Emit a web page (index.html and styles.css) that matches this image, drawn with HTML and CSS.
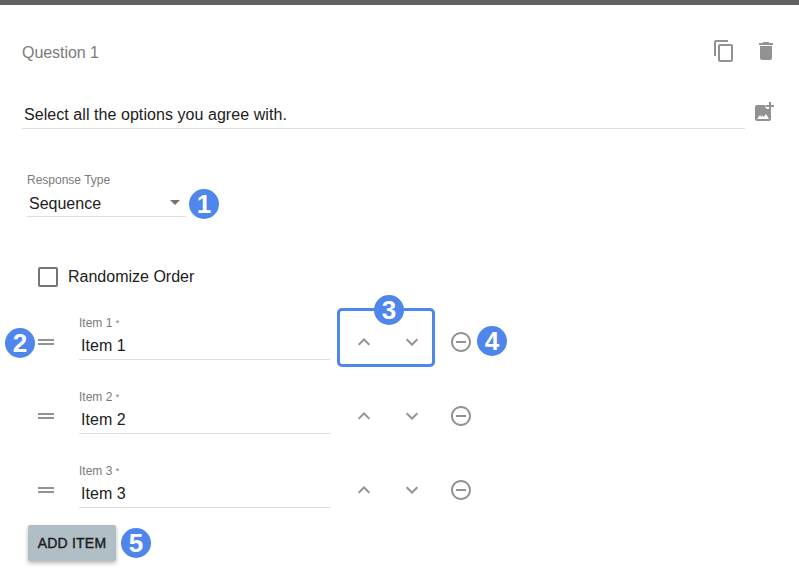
FILE: index.html
```
<!DOCTYPE html>
<html lang="en">
<head>
<meta charset="utf-8">
<title>Question editor</title>
<link rel="stylesheet" href="styles.css">
</head>
<body>
<main class="card">
  <header class="header">
    <h1 class="heading">Question 1</h1>
    <svg class="icon copy" viewBox="0 0 24 24"><path d="M16 1H4c-1.100 0-2 .9-2 2v14h2V3h12V1zm3 4H8c-1.100 0-2 .9-2 2v14c0 1.100.9 2 2 2h11c1.100 0 2-.9 2-2V7c0-1.100-.9-2-2-2zm0 16H8V7h11v14z"/></svg>
    <svg class="icon" viewBox="0 0 24 24"><path d="M6 19c0 1.100.9 2 2 2h8c1.100 0 2-.9 2-2V7H6v12zM19 4h-3.500l-1-1h-5l-1 1H5v2h14V4z"/></svg>
  </header>
  <section class="prompt">
    <div class="prompt-text">Select all the options you agree with.</div>
    <svg class="icon photo" viewBox="0 0 24 24"><path fill-rule="evenodd" d="M4 5h8.500v2c0 1.100.9 2 2 2H18v10c0 1.100-.9 2-2 2H4c-1.100 0-2-.9-2-2V7c0-1.100.9-2 2-2zM4 19h12l-3-5-2.500 3-1-1.500L8.500 17 7 15z"/><path d="M16 2h2v3h3v2h-3v3h-2V7h-3V5h3z"/></svg>
  </section>
  <section class="type">
    <div class="select">
      <div class="label">Response Type</div>
      <div class="select-value"><span>Sequence</span><i class="caret"></i></div>
    </div>
    <span class="badge b1">1</span>
  </section>
  <label class="random"><span class="box"></span><span>Randomize Order</span></label>
  <section class="items">
    <div class="item">
      <span class="badge b2">2</span>
      <svg class="icon drag" viewBox="0 0 24 24"><path d="M4 9h16v2H4zM4 13h16v2H4z"/></svg>
      <div class="field"><div class="label">Item 1 <sup>*</sup></div><div class="value">Item 1</div></div>
      <div class="arrows">
        <svg class="icon" viewBox="0 0 24 24"><path d="M12 8l-6 6 1.410 1.410L12 10.830l4.590 4.580L18 14z"/></svg>
        <svg class="icon" viewBox="0 0 24 24"><path d="M16.590 8.590L12 13.170 7.410 8.590 6 10l6 6 6-6z"/></svg>
        <span class="outline"></span>
        <span class="badge b3">3</span>
      </div>
      <svg class="icon remove" viewBox="0 0 24 24"><path d="M7 11v2h10v-2H7zm5-9C6.480 2 2 6.480 2 12s4.480 10 10 10 10-4.480 10-10S17.520 2 12 2zm0 18c-4.410 0-8-3.590-8-8s3.590-8 8-8 8 3.590 8 8-3.590 8-8 8z"/></svg>
      <span class="badge b4">4</span>
    </div>
    <div class="item">
      <svg class="icon drag" viewBox="0 0 24 24"><path d="M4 9h16v2H4zM4 13h16v2H4z"/></svg>
      <div class="field"><div class="label">Item 2 <sup>*</sup></div><div class="value">Item 2</div></div>
      <div class="arrows">
        <svg class="icon" viewBox="0 0 24 24"><path d="M12 8l-6 6 1.410 1.410L12 10.830l4.590 4.580L18 14z"/></svg>
        <svg class="icon" viewBox="0 0 24 24"><path d="M16.590 8.590L12 13.170 7.410 8.590 6 10l6 6 6-6z"/></svg>
      </div>
      <svg class="icon remove" viewBox="0 0 24 24"><path d="M7 11v2h10v-2H7zm5-9C6.480 2 2 6.480 2 12s4.480 10 10 10 10-4.480 10-10S17.520 2 12 2zm0 18c-4.410 0-8-3.590-8-8s3.590-8 8-8 8 3.590 8 8-3.590 8-8 8z"/></svg>
    </div>
    <div class="item">
      <svg class="icon drag" viewBox="0 0 24 24"><path d="M4 9h16v2H4zM4 13h16v2H4z"/></svg>
      <div class="field"><div class="label">Item 3 <sup>*</sup></div><div class="value">Item 3</div></div>
      <div class="arrows">
        <svg class="icon" viewBox="0 0 24 24"><path d="M12 8l-6 6 1.410 1.410L12 10.830l4.590 4.580L18 14z"/></svg>
        <svg class="icon" viewBox="0 0 24 24"><path d="M16.590 8.590L12 13.170 7.410 8.590 6 10l6 6 6-6z"/></svg>
      </div>
      <svg class="icon remove" viewBox="0 0 24 24"><path d="M7 11v2h10v-2H7zm5-9C6.480 2 2 6.480 2 12s4.480 10 10 10 10-4.480 10-10S17.520 2 12 2zm0 18c-4.410 0-8-3.590-8-8s3.590-8 8-8 8 3.590 8 8-3.590 8-8 8z"/></svg>
    </div>
  </section>
  <footer class="footer">
    <button class="add" type="button">ADD ITEM</button>
    <span class="badge">5</span>
  </footer>
</main>
</body>
</html>
```
FILE: styles.css
```
* { box-sizing: border-box; }
body {
  margin: 0;
  background: #fff;
  color: #212121;
  font: 16px/20px "Liberation Sans", Arial, sans-serif;
}
.card {
  height: 572px;
  overflow: hidden;
  border-top: 5px solid #616161;
}
.icon { width: 24px; height: 24px; flex: none; fill: #929292; }
.header {
  display: flex;
  align-items: center;
  height: 48px;
  margin-top: 22px;
  padding: 0 21px 0 22px;
}
.heading { margin: 3px auto 0 0; font-size: 16px; font-weight: 400; letter-spacing: -.05px; color: #7b7b7b; }
.copy { margin-right: 18.500px; }
.prompt { display: flex; height: 54px; padding-left: 22px; }
.prompt-text {
  width: 723px;
  padding: 30px 2px 0;
  border-bottom: 1px solid #dedede;
  letter-spacing: .06px;
}
.photo { margin: 25px 0 0 8px; }
.type { display: flex; align-items: center; margin: 43px 0 0 27px; height: 45px; }
.select { width: 159px; height: 45px; border-bottom: 1px solid #dedede; }
.label { font-size: 12px; line-height: 16px; color: #7b7b7b; }
.select-value {
  display: flex;
  align-items: center;
  justify-content: space-between;
  padding: 6px 6px 0 2px;
}
.caret {
  border: 5.500px solid transparent;
  border-top-color: #757575;
  border-bottom: 0;
  margin-top: -3px;
}
.badge {
  width: 30px;
  height: 30px;
  border-radius: 50%;
  background: #4e86ec;
  color: #fff;
  font-size: 26px;
  font-weight: 700;
  line-height: 31px;
  text-align: center;
}
.b1 { margin: 18px 0 0 3px; }
.random { display: flex; align-items: center; gap: 10px; height: 20px; margin: 50px 0 0 38px; }
.box { width: 20px; height: 20px; border: 2px solid #757575; border-radius: 2px; }
.items { margin-top: 18px; }
.item { position: relative; display: flex; align-items: center; height: 74px; padding-left: 34px; }
.field {
  width: 251px;
  height: 45px;
  margin: 0 0 10px 21px;
  border-bottom: 1px solid #dedede;
}
.value { padding: 5px 2px 0; letter-spacing: .06px; }
.label sup { font-size: 9px; line-height: 0; vertical-align: 1px; }
.arrows { position: relative; display: flex; gap: 24px; margin-left: 22px; }
.remove { margin-left: 24.500px; }
.outline {
  position: absolute;
  left: -15px;
  top: -22px;
  width: 98px;
  height: 59px;
  border: 3px solid #4e86ec;
  border-radius: 5px;
}
.b2 { position: absolute; left: 5px; top: 23px; }
.b3 { position: absolute; left: 22px; top: -35px; }
.b4 { position: absolute; left: 477px; top: 21px; }
.footer { display: flex; align-items: center; gap: 5px; margin: -2px 0 0 28px; }
.add {
  width: 88px;
  height: 36px;
  padding: 0;
  border: 0;
  border-radius: 2px;
  background: #b0bec5;
  box-shadow: 0 2px 4px rgba(0, 0, 0, .3);
  color: #1c1c1c;
  font: 14px/36px "Liberation Sans", Arial, sans-serif;
  letter-spacing: .2px;
  -webkit-text-stroke: .4px #1c1c1c;
}
```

····················

Goal >>
Using the listing above, pick out each line that contains the word "html", then copy it.

Output for this exercise >>
Emit a web page (index.html and styles.css) that matches this image, drawn with HTML and CSS.
FILE: index.html
<!DOCTYPE html>
<html lang="en">
</html>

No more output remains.